The learning scientists and language acquisition experts spent time compiling an extensive literature review of different learner groups, and they presented their secondary findings to our team to help us understand these learners’ developmental characteristics, learning trajectories, and pain points.

I worked with the whole team to create research stimuli: (1) pain points and (2) 16 storyboards.

RESEARCH APPROACH

Our next challenge was accessing our target user-learners. Access to these young learners was not established: they resided in another country, and they were minors who needed adult supervision (for research). Market Research also shared that young learners were not “decision-makers” of educational products and tools.

The team was in an explorative state. After brainstorming with stakeholders, we came to the following main questions for the project.

  1. What are parents’ goals, needs, and pain points?

  2. How do parents decide on English-learning products (apps, courses, platforms, etc.) for their kids?

  3. What are some technologies parents are comfortable with their kids using? [criteria for products to trust]

Semi-structured interview with storyboards

To answer questions 1 & 2, I figured that semi-structured interviews would be the most appropriate because we wanted to be able to follow up with participants (parents) to ask them more about past experiences and thought processes.

To answer question 3, I recommended providing visual references for parent participants to provide their feedback upon. The visual reference would come from innovative, technology-immersed ideas. These ideas would be in a high-level, storyboard stage so that the floor was open for participants to share first impressions, personal stories and comments (instead of specific products in final and high-fidelity stages, which is mainly used for test of usability).

[more reference to this storyboard testing method: Rapidly Exploring Application Design through Speed Dating]


RECRUITMENT

Parents from different tiered cities (Tier 1 & Tier  2, and Tier 3+) in China

  • Each parent has at least one child aged 8-12

  • Exclude parents who are English-teaching professionals

  • n=10

PROTOCOL

Each session is 90 minutes long.

Part 1:  In-depth interview 💬 (40 min)

  • Researcher material: interview guide

  • Data collected: participant’s narratives, feelings, concerns...

Part 2:  Evaluate “Pain Point Statements” 📐 (20 min)

  • Researcher material: statements and rating categories

  • Data collected: ratings with reasons

Part 3: Storyboard concept testing💡 (20 min)

  • Researcher material: storyboards (with descriptions)

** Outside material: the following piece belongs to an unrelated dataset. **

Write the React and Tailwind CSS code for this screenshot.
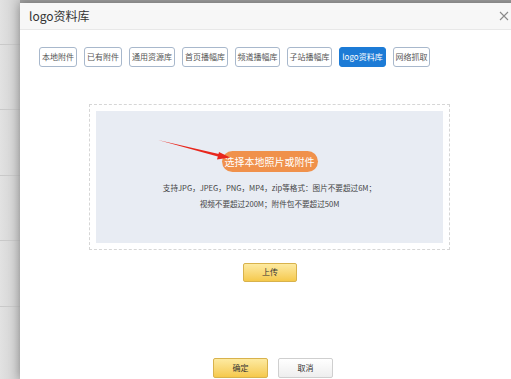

  • Data collected: questions, descriptions of concepts, and opinions

To maximize interview efficiency, only when a Pain Point Statement is rated a 5 will its correspondent Storyboard(s) be shown.

I presented Pain Point Statements in a Trello board to help participants visualize their categorization while they think-aloud.

SYNTHESIZE DATA: my individual analysis and team engagement

Part 1:  In-depth interview 💬

  • (what I did) Develop by-participant info/empathy maps and share after interview each session

  • (what I engaged the team to do) Build personas as a team after deciding on “one differentiating factor” 

Part 2:  Evaluate “Pain Point Statements” 📐

  • (what I did) Call out high-rated statements and pair them with quotes

  • (what I engaged the team to do) Discuss shared understanding

Part 3: Storyboard concept testing💡

  • (what I did) Document and organize reactions and quotes

  • (what I engaged the team to do) Find themes for product to focus on with affinity diagramming

After each interview session, I’d quickly put together an information map to document knowledge collected from the semi-structured interview part of the session to share with my team.

  • it gives me an opportunity to both organize notes while it’s fresh, and also tell a story of each participant. I find it a helpful way for the team digest data bit by bit without feeling anxious while waiting for data. 

After the whole round of interviews was concluded, I facilitated a session to find differentiating factors among parents through persona development. 

  • This was a challenging exercise for the team. The motivation of this workshop was to motivate the team to form user profiles together and understand differences in parent groups so that we could find opportunities for design

In another team-wide workshop activity, I asked each team member to spend some time summarizing feedback for one storyboard concept and later present to the whole team 

Later, I facilitated affinity diagramming to have the team generate parents’ main needs together, which will inform our ideation process next! 

IMPACT

It was the first time for the AI Lab to collaborate together and experience the user-centered, UX process together. The team shared with me that the workshops were engaging, inspiring, and actionable. It provided a solid foundation for the content design team to develop content that’d solve these users’ (parents’) problems.